**What to work on**.
Skip every image and restate the data word for word.

>> begin Extracted material

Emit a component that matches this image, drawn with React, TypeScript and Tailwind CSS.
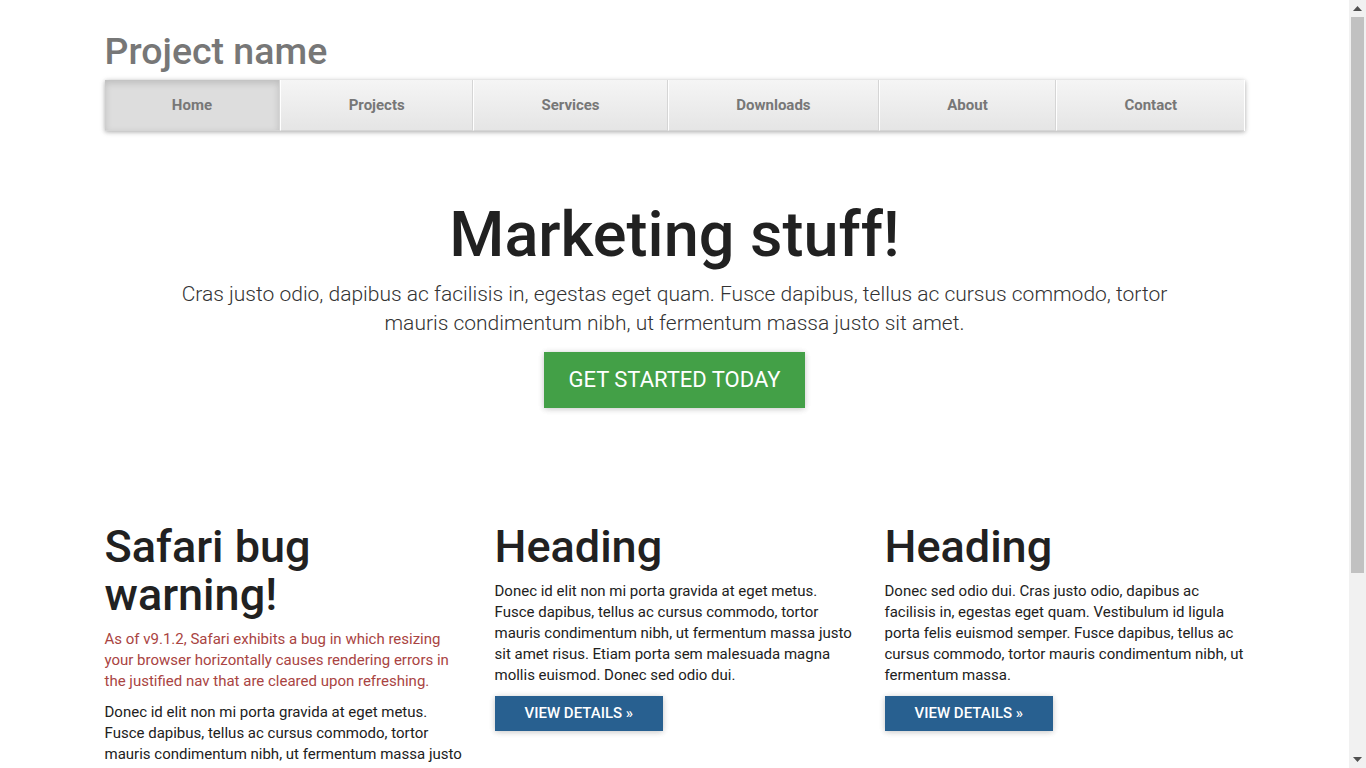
const navItems = ["Home", "Projects", "Services", "Downloads", "About", "Contact"];

const columns = [
  {
    title: "Safari bug warning!",
    warning:
      "As of v9.1.2, Safari exhibits a bug in which resizing your browser horizontally causes rendering errors in the justified nav that are cleared upon refreshing.",
    body: "Donec id elit non mi porta gravida at eget metus. Fusce dapibus, tellus ac cursus commodo, tortor mauris condimentum nibh, ut fermentum massa justo sit amet risus. Etiam porta sem malesuada magna mollis euismod. Donec sed odio dui.",
  },
  {
    title: "Heading",
    body: "Donec id elit non mi porta gravida at eget metus. Fusce dapibus, tellus ac cursus commodo, tortor mauris condimentum nibh, ut fermentum massa justo sit amet risus. Etiam porta sem malesuada magna mollis euismod. Donec sed odio dui.",
  },
  {
    title: "Heading",
    body: "Donec sed odio dui. Cras justo odio, dapibus ac facilisis in, egestas eget quam. Vestibulum id ligula porta felis euismod semper. Fusce dapibus, tellus ac cursus commodo, tortor mauris condimentum nibh, ut fermentum massa.",
  },
];

const Scrollbar = () => (
  <div className="flex w-[17px] shrink-0 flex-col items-center bg-[#f1f1f1]">
    <div className="flex h-[17px] w-full items-center justify-center">
      <svg width="9" height="5" viewBox="0 0 9 5">
        <path d="M0 5 L4.5 0 L9 5 Z" fill="#505050" />
      </svg>
    </div>
    <div className="h-[556px] w-[13px] bg-[#c1c1c1]" />
    <div className="flex-1" />
    <div className="flex h-[17px] w-full items-center justify-center">
      <svg width="9" height="5" viewBox="0 0 9 5">
        <path d="M0 0 L9 0 L4.5 5 Z" fill="#505050" />
      </svg>
    </div>
  </div>
);

const App = () => {
  return (
    <div className="flex h-screen overflow-hidden bg-white font-['Roboto','Liberation_Sans',sans-serif] text-[15px] leading-[21px] text-[#212121]">
      <div className="min-w-0 flex-1">
        <div className="mx-auto w-[1170px] px-[15px]">
          {/* masthead */}
          <div>
            <h3 className="pt-[31px] pb-[9px] text-[37.5px] font-medium leading-[40px] text-[#777]">Project name</h3>
            <nav className="flex shadow-[0_1px_6px_rgba(0,0,0,0.16),0_1px_4px_rgba(0,0,0,0.2)]">
              {navItems.map((item, i) => (
                <a
                  key={item}
                  href="#"
                  className={
                    i === 0
                      ? "flex-auto border-r border-r-[#d5d5d5] border-b border-b-[#d5d5d5] bg-[#ddd] py-[15px] text-center font-bold leading-[20px] text-[#777] shadow-[inset_0_3px_7px_rgba(0,0,0,0.15)]"
                      : "flex-auto border-l border-l-white border-r border-r-[#d5d5d5] border-b border-b-[#d5d5d5] bg-gradient-to-b from-[#f5f5f5] to-[#e5e5e5] py-[15px] text-center font-bold leading-[20px] text-[#777] last:border-r-0"
                  }
                >
                  {item}
                </a>
              ))}
            </nav>
          </div>

          {/* jumbotron */}
          <div className="pt-[69px] pb-[115px] text-center">
            <h1 className="text-[63px] font-medium leading-[70px] text-[#212121]">Marketing stuff!</h1>
            <p className="mx-auto mt-[10px] w-[1000px] text-[21px] font-light leading-[29px] text-[#333]">
              Cras justo odio, dapibus ac facilisis in, egestas eget quam. Fusce dapibus, tellus ac cursus commodo, tortor mauris condimentum nibh, ut fermentum massa justo sit amet.
            </p>
            <div className="mt-[14px] flex justify-center">
              <a
                href="#"
                className="block bg-[#43a047] px-[24px] py-[13px] text-[22px] uppercase leading-[30px] text-white shadow-[0_1px_6px_rgba(0,0,0,0.12),0_1px_6px_rgba(0,0,0,0.12)]"
              >
                Get started today
              </a>
            </div>
          </div>

          {/* columns */}
          <div className="-mx-[15px] flex">
            {columns.map((col, i) => (
              <div key={i} className="w-1/3 px-[15px]">
                <h2 className="text-[45px] font-medium leading-[48px] text-[#212121]">{col.title}</h2>
                {col.warning && <p className="mt-[10px] text-[#a94442]">{col.warning}</p>}
                <p className="mt-[10px]">{col.body}</p>
                <div className="mt-[10px] flex">
                  <a
                    href="#"
                    className="block bg-[#286090] px-[30px] py-[7px] font-medium uppercase leading-[21px] text-white shadow-[0_1px_6px_rgba(0,0,0,0.12),0_1px_6px_rgba(0,0,0,0.12)]"
                  >
                    View details »
                  </a>
                </div>
              </div>
            ))}
          </div>

          <footer className="mt-[40px] border-t border-[#e5e5e5] pt-[19px] pb-[40px]">
            <p>© Company 2014</p>
          </footer>
        </div>
      </div>
      <Scrollbar />
    </div>
  );
};

export default App;
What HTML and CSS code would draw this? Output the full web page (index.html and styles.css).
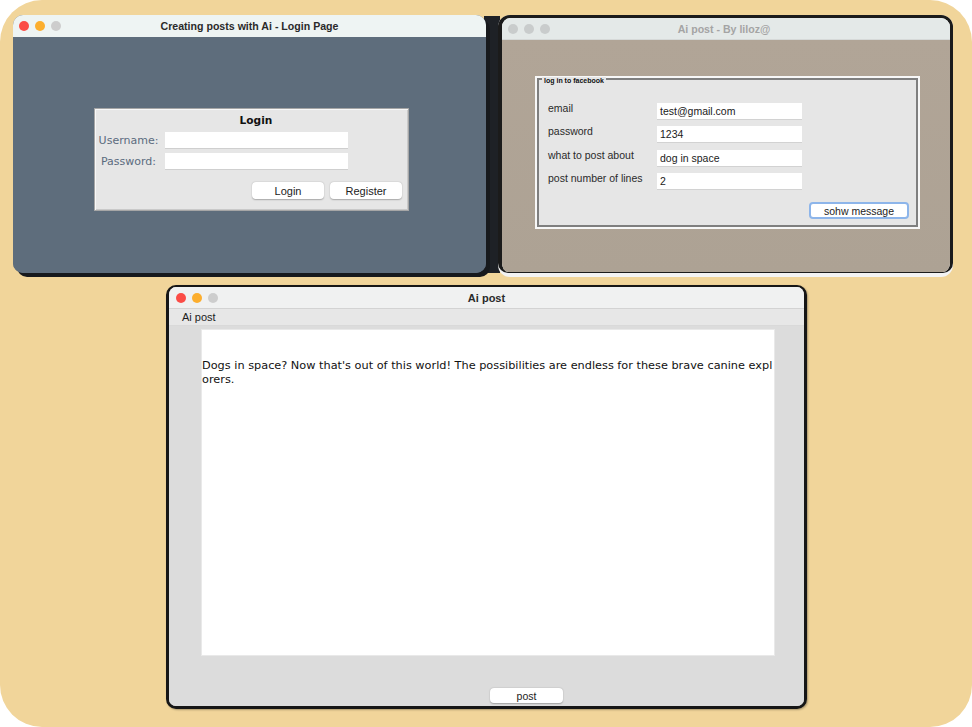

>> end Extracted material

**Exercise answer**.
Emit a component that matches this image, drawn with React, TypeScript and Tailwind CSS.
const navItems = ["Home", "Projects", "Services", "Downloads", "About", "Contact"];

const columns = [
  {
    title: "Safari bug warning!",
    warning:
      "As of v9.1.2, Safari exhibits a bug in which resizing your browser horizontally causes rendering errors in the justified nav that are cleared upon refreshing.",
    body: "Donec id elit non mi porta gravida at eget metus. Fusce dapibus, tellus ac cursus commodo, tortor mauris condimentum nibh, ut fermentum massa justo sit amet risus. Etiam porta sem malesuada magna mollis euismod. Donec sed odio dui.",
  },
  {
    title: "Heading",
    body: "Donec id elit non mi porta gravida at eget metus. Fusce dapibus, tellus ac cursus commodo, tortor mauris condimentum nibh, ut fermentum massa justo sit amet risus. Etiam porta sem malesuada magna mollis euismod. Donec sed odio dui.",
  },
  {
    title: "Heading",
    body: "Donec sed odio dui. Cras justo odio, dapibus ac facilisis in, egestas eget quam. Vestibulum id ligula porta felis euismod semper. Fusce dapibus, tellus ac cursus commodo, tortor mauris condimentum nibh, ut fermentum massa.",
  },
];

const Scrollbar = () => (
  <div className="flex w-[17px] shrink-0 flex-col items-center bg-[#f1f1f1]">
    <div className="flex h-[17px] w-full items-center justify-center">
      <svg width="9" height="5" viewBox="0 0 9 5">
        <path d="M0 5 L4.5 0 L9 5 Z" fill="#505050" />
      </svg>
    </div>
    <div className="h-[556px] w-[13px] bg-[#c1c1c1]" />
    <div className="flex-1" />
    <div className="flex h-[17px] w-full items-center justify-center">
      <svg width="9" height="5" viewBox="0 0 9 5">
        <path d="M0 0 L9 0 L4.5 5 Z" fill="#505050" />
      </svg>
    </div>
  </div>
);

const App = () => {
  return (
    <div className="flex h-screen overflow-hidden bg-white font-['Roboto','Liberation_Sans',sans-serif] text-[15px] leading-[21px] text-[#212121]">
      <div className="min-w-0 flex-1">
        <div className="mx-auto w-[1170px] px-[15px]">
          {/* masthead */}
          <div>
            <h3 className="pt-[31px] pb-[9px] text-[37.5px] font-medium leading-[40px] text-[#777]">Project name</h3>
            <nav className="flex shadow-[0_1px_6px_rgba(0,0,0,0.16),0_1px_4px_rgba(0,0,0,0.2)]">
              {navItems.map((item, i) => (
                <a
                  key={item}
                  href="#"
                  className={
                    i === 0
                      ? "flex-auto border-r border-r-[#d5d5d5] border-b border-b-[#d5d5d5] bg-[#ddd] py-[15px] text-center font-bold leading-[20px] text-[#777] shadow-[inset_0_3px_7px_rgba(0,0,0,0.15)]"
                      : "flex-auto border-l border-l-white border-r border-r-[#d5d5d5] border-b border-b-[#d5d5d5] bg-gradient-to-b from-[#f5f5f5] to-[#e5e5e5] py-[15px] text-center font-bold leading-[20px] text-[#777] last:border-r-0"
                  }
                >
                  {item}
                </a>
              ))}
            </nav>
          </div>

          {/* jumbotron */}
          <div className="pt-[69px] pb-[115px] text-center">
            <h1 className="text-[63px] font-medium leading-[70px] text-[#212121]">Marketing stuff!</h1>
            <p className="mx-auto mt-[10px] w-[1000px] text-[21px] font-light leading-[29px] text-[#333]">
              Cras justo odio, dapibus ac facilisis in, egestas eget quam. Fusce dapibus, tellus ac cursus commodo, tortor mauris condimentum nibh, ut fermentum massa justo sit amet.
            </p>
            <div className="mt-[14px] flex justify-center">
              <a
                href="#"
                className="block bg-[#43a047] px-[24px] py-[13px] text-[22px] uppercase leading-[30px] text-white shadow-[0_1px_6px_rgba(0,0,0,0.12),0_1px_6px_rgba(0,0,0,0.12)]"
              >
                Get started today
              </a>
            </div>
          </div>

          {/* columns */}
          <div className="-mx-[15px] flex">
            {columns.map((col, i) => (
              <div key={i} className="w-1/3 px-[15px]">
                <h2 className="text-[45px] font-medium leading-[48px] text-[#212121]">{col.title}</h2>
                {col.warning && <p className="mt-[10px] text-[#a94442]">{col.warning}</p>}
                <p className="mt-[10px]">{col.body}</p>
                <div className="mt-[10px] flex">
                  <a
                    href="#"
                    className="block bg-[#286090] px-[30px] py-[7px] font-medium uppercase leading-[21px] text-white shadow-[0_1px_6px_rgba(0,0,0,0.12),0_1px_6px_rgba(0,0,0,0.12)]"
                  >
                    View details »
                  </a>
                </div>
              </div>
            ))}
          </div>

          <footer className="mt-[40px] border-t border-[#e5e5e5] pt-[19px] pb-[40px]">
            <p>© Company 2014</p>
          </footer>
        </div>
      </div>
      <Scrollbar />
    </div>
  );
};

export default App;
What HTML and CSS code would draw this? Output the full web page (index.html and styles.css).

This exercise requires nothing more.